The time has come, the walrus said ...

... To talk of many things.

For shoes and ships and sealing wax, continue here.  For more recent arcana to have caught this SF author's eye, read on ...

"Criminal Minds Are Different From Yours, Brain Scans Reveal." (I like to think that my visitors do not have criminal minds.) I read with interest that:
"One test on the participants at age 3 measured their response to fear – called fear conditioning – by associating a stimulus, such as a tone, with a punishment like an electric shock, and then measuring people's involuntary physical responses through the skin upon hearing the tone."
 I await the day someone scans the brains of anyone who'd test three-year-olds with electric shocks.

Colleague David Brin has an interesting essay on the difference between fantasy and SF. His thought-provoking thesis? That SF presumes we humans can learn from our mistakes -- that there is such a thing as progress -- while fantasy assumes the opposite.
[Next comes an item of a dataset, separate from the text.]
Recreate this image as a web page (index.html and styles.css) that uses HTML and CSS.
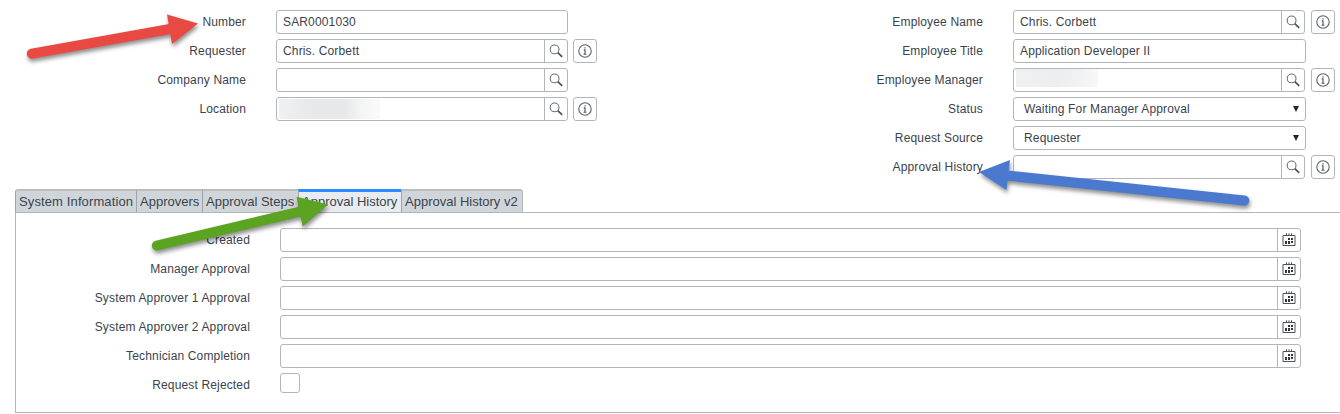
FILE: index.html
```html
<!DOCTYPE html>
<html>
<head>
    <meta charset="utf-8" />
    <title>Access Request</title>
    <link rel="stylesheet" href="styles.css">
</head>
<body>
    <svg class="iconos">
        <symbol id="lupa" viewBox="0 0 14 14">
            <circle cx="5.6" cy="5.4" r="4.4" fill="none" stroke="#6b7278" stroke-width="1.1" />
            <path d="M8.8 8.7 L13.2 12.8" fill="none" stroke="#4a5157" stroke-width="1.7" />
        </symbol>
        <symbol id="info" viewBox="0 0 14 14">
            <circle cx="7" cy="7" r="6.2" fill="none" stroke="#5b6268" stroke-width="1.1" />
            <path d="M7 3.2v1.4M5.8 5.9h1.2v4.3M5.6 10.3h2.8" fill="none" stroke="#4a5157" stroke-width="1.1" />
        </symbol>
        <symbol id="calendario" viewBox="0 0 14 14">
            <path d="M1 2.5h12v10H1z" fill="none" stroke="#4b5258" stroke-width="1" />
            <path d="M4.5 0.3v2.2M7 0.3v2.2M9.5 0.3v2.2" fill="none" stroke="#4b5258" stroke-width="1" />
            <path d="M6 5h2v2h-2zM9 5h2v2h-2zM3 8h2v3h-2zM6 8h2v3h-2zM9 8h2v2h-2z" fill="#2f363c" />
        </symbol>
    </svg>

    <form name="form1">
        <div class="cabecera">
            <div class="columna izquierda">
                <div class="fila"><label>Number</label><div class="campo"><input type="text" value="SAR0001030" /></div></div>
                <div class="fila"><label>Requester</label><div class="campo"><input type="text" value="Chris. Corbett" /><span class="boton"><svg><use href="#lupa" /></svg></span></div><span class="info"><svg><use href="#info" /></svg></span></div>
                <div class="fila"><label>Company Name</label><div class="campo"><input type="text" /><span class="boton"><svg><use href="#lupa" /></svg></span></div></div>
                <div class="fila"><label>Location</label><div class="campo"><span class="oculto ubicacion"></span><span class="boton"><svg><use href="#lupa" /></svg></span></div><span class="info"><svg><use href="#info" /></svg></span></div>
            </div>
            <div class="columna derecha">
                <div class="fila"><label>Employee Name</label><div class="campo"><input type="text" value="Chris. Corbett" /><span class="boton"><svg><use href="#lupa" /></svg></span></div><span class="info"><svg><use href="#info" /></svg></span></div>
                <div class="fila"><label>Employee Title</label><div class="campo ancho"><input type="text" value="Application Developer II" /></div></div>
                <div class="fila"><label>Employee Manager</label><div class="campo"><span class="oculto gerente"></span><span class="boton"><svg><use href="#lupa" /></svg></span></div><span class="info"><svg><use href="#info" /></svg></span></div>
                <div class="fila"><label>Status</label><div class="campo ancho lista"><span>Waiting For Manager Approval</span><i class="flecha"></i></div></div>
                <div class="fila"><label>Request Source</label><div class="campo ancho lista"><span>Requester</span><i class="flecha"></i></div></div>
                <div class="fila"><label>Approval History</label><div class="campo"><input type="text" /><span class="boton"><svg><use href="#lupa" /></svg></span></div><span class="info"><svg><use href="#info" /></svg></span></div>
            </div>
        </div>

        <div class="solapas">
            <a class="solapa s1"><span>System Information</span></a>
            <a class="solapa s2"><span>Approvers</span></a>
            <a class="solapa s3"><span>Approval Steps</span></a>
            <a class="solapa s4 activa"><span>Approval History</span></a>
            <a class="solapa s5"><span>Approval History v2</span></a>
        </div>

        <div class="panel">
            <div class="fila"><label>Created</label><div class="campo"><input type="text" /><span class="boton"><svg><use href="#calendario" /></svg></span></div></div>
            <div class="fila"><label>Manager Approval</label><div class="campo"><input type="text" /><span class="boton"><svg><use href="#calendario" /></svg></span></div></div>
            <div class="fila"><label>System Approver 1 Approval</label><div class="campo"><input type="text" /><span class="boton"><svg><use href="#calendario" /></svg></span></div></div>
            <div class="fila"><label>System Approver 2 Approval</label><div class="campo"><input type="text" /><span class="boton"><svg><use href="#calendario" /></svg></span></div></div>
            <div class="fila"><label>Technician Completion</label><div class="campo"><input type="text" /><span class="boton"><svg><use href="#calendario" /></svg></span></div></div>
            <div class="fila"><label>Request Rejected</label><input type="checkbox" /></div>
        </div>
    </form>

    <!-- flechas sobre el formulario -->
    <svg class="flechas" viewBox="0 0 1340 414">
        <g class="roja"><path d="M31.8 53.7 L170 29" /><polygon points="167,14.5 198,23.5 172,44" /></g>
        <g class="verde"><path d="M156.8 245.5 L301 211.3" /><polygon points="296.5,196.7 328,204.5 302.7,226.5" /></g>
        <g class="azul"><path d="M1244.3 200.5 L1007 175.5" /><polygon points="1010,160 979,172 1006.5,190" /></g>
    </svg>
</body>
</html>
```

FILE: styles.css
```css
* {
    box-sizing: border-box;
}
body {
    margin: 0;
    width: 1340px;
    height: 414px;
    overflow: hidden;
    position: relative;
    background-color: #ffffff;
    font-family: "Liberation Sans", Arial, sans-serif;
    font-size: 12px;
    letter-spacing: 0.15px;
    color: #3a434d;
}
.iconos {
    display: none;
}
.cabecera {
    display: flex;
    height: 189px;
    padding-top: 10px;
}
.columna {
    display: flex;
    flex-direction: column;
    gap: 5px;
}
.izquierda {
    width: 737px;
}
.fila {
    display: flex;
    height: 24px;
}
label {
    width: 246px;
    margin-right: 30px;
    line-height: 24px;
    text-align: right;
    white-space: nowrap;
}
.campo {
    display: flex;
    width: 292px;
    height: 24px;
    border: 1px solid #b3b6b9;
    border-radius: 3px;
    overflow: hidden;
}
.ancho {
    width: 293px;
}
input[type=text] {
    flex: 1;
    min-width: 0;
    padding: 0 6px;
    border: none;
    outline: none;
    background: none;
    font: inherit;
    letter-spacing: inherit;
    color: inherit;
}
.boton {
    display: flex;
    width: 23px;
    border-left: 1px solid #b3b6b9;
    align-items: center;
    justify-content: center;
}
.boton svg, .info svg {
    width: 14px;
    height: 14px;
}
.info {
    display: flex;
    width: 24px;
    height: 24px;
    margin-left: 5px;
    border: 1px solid #b3b6b9;
    border-radius: 3px;
    align-items: center;
    justify-content: center;
}
.derecha .info {
    margin-left: 6px;
}
.oculto {
    flex: 1;
    background-repeat: no-repeat;
}
.ubicacion {
    background-image: linear-gradient(to right, #f0f1f2, #e6e8ea 35%, #e6e8ea 65%, #f4f5f5 82%, #fafafa);
    background-position: 2px 1px;
    background-size: 101px 20px;
}
.gerente {
    background-image: linear-gradient(to right, #eff0f1, #eceeef 50%, #f0f1f2 75%, #f8f8f8);
    background-position: 2px 0;
    background-size: 82px 18px;
}
.lista {
    align-items: center;
    justify-content: space-between;
    padding: 0 6px 0 10px;
}
.flecha {
    border-left: 3px solid transparent;
    border-right: 3px solid transparent;
    border-top: 6px solid #22282d;
}
.solapas {
    display: flex;
    height: 23px;
    padding-left: 15px;
}
.solapa {
    height: 23px;
    padding-left: 3px;
    border-top: 2px solid #b9bdc0;
    border-left: 1px solid #9fa4a8;
    background-color: #d0d5da;
    font-size: 13px;
    line-height: 22px;
    letter-spacing: 0;
    white-space: nowrap;
}
.s1 {
    width: 121px;
    border-top-left-radius: 3px;
    letter-spacing: 0.12px;
}
.s2 {
    width: 66px;
}
.s3 {
    width: 96px;
}
.s4 {
    width: 103px;
}
.s5 {
    width: 122px;
    border-right: 1px solid #b3b6b9;
    border-top-right-radius: 3px;
}
.activa {
    border-top: 3px solid #278efc;
    background-color: #e9ecef;
    line-height: 20px;
}
.panel {
    display: flex;
    flex-direction: column;
    gap: 5px;
    height: 201px;
    margin-left: 15px;
    padding-top: 15px;
    border: 1px solid #b3b6b9;
    border-right: none;
}
.panel label {
    width: 234px;
}
.panel .campo {
    width: 1021px;
}
input[type=checkbox] {
    appearance: none;
    width: 20px;
    height: 20px;
    margin: 0;
    border: 1px solid #b3b6b9;
    border-radius: 3px;
}
.flechas {
    position: absolute;
    left: 0;
    top: 0;
    width: 1340px;
    height: 414px;
}
.flechas g {
    filter: drop-shadow(1px 3px 2px rgba(0, 0, 0, 0.45));
}
.flechas path {
    stroke-width: 10;
    stroke-linecap: round;
}
.roja {
    fill: #e84a43;
    stroke: #e84a43;
}
.verde {
    fill: #5ba422;
    stroke: #5ba422;
}
.azul {
    fill: #4b79cf;
    stroke: #4b79cf;
}
.flechas polygon {
    stroke: none;
}
```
Given my mixed feelings at the recent announcement that Kindle books now outsell all print books on Amazon, how appropriate is it to read that "Researchers Create A Schizophrenic Computer"? I can look forward to outsourcing my worrying!

Having written about nanotech in both factual and fictional contexts, I was delighted to see this alert via Physics World: "From seawater to freshwater with a nanotechnology filter." A key snippet:
"CNTs (carbon nanotubes) can realistically expect to have water permeability 20 times that of modern commercial reverse-osmosis membranes, greatly reducing the cost and energy required for desalination. Additionally, CNTs are highly efficient at repelling salt ions, more so because specific chemical groups can be attached to them to create a specific "gatekeeper" function."
From the Department of Truth Is Stranger Than Fiction, we have, "Bikini-clad Zombies Spook Connecticut Residents."

Only slightly more unexpected, the DoTISTF reports that two of my solo novels made the highschoolers' summer reading list at the Kinkaid Academy. Yup, for students taking the fall AP Robotics class, two of my novels, Small Miracles and Fools' Experiments, share the list with, among others: I, Robot (Isaac Asimov), 2001 (Arthur C. Clarke), The Moon Is A Harsh Mistress (Robert Heinlein), and that quintessential cyberpunk novel, Snow Crash (Neal Stephenson). Way cool.

As was my long-after-the-fact discovery that the cinematic version of my short story "Grandpa?" made it onto the curriculum of the Los Angles Film School. The Grandfather Paradox is now part of an LAFS unit on the Mathematics of Time Travel. The producer's notice is here (and the Canadians among you can stream the movie here).

And for those of you looking beyond the imminent era of hideous, mercury-tainted compact fluorescent light bulbs to the promised halycon era of white-light LEDs ... check out this cautionary piece from the Department of Every Silver Lining Has a Cloud: "LEDs Filled with Toxic Substances, Study Says."

One more reason to mourn the passing of incandescent bulbs ... and, perhaps, to stock up.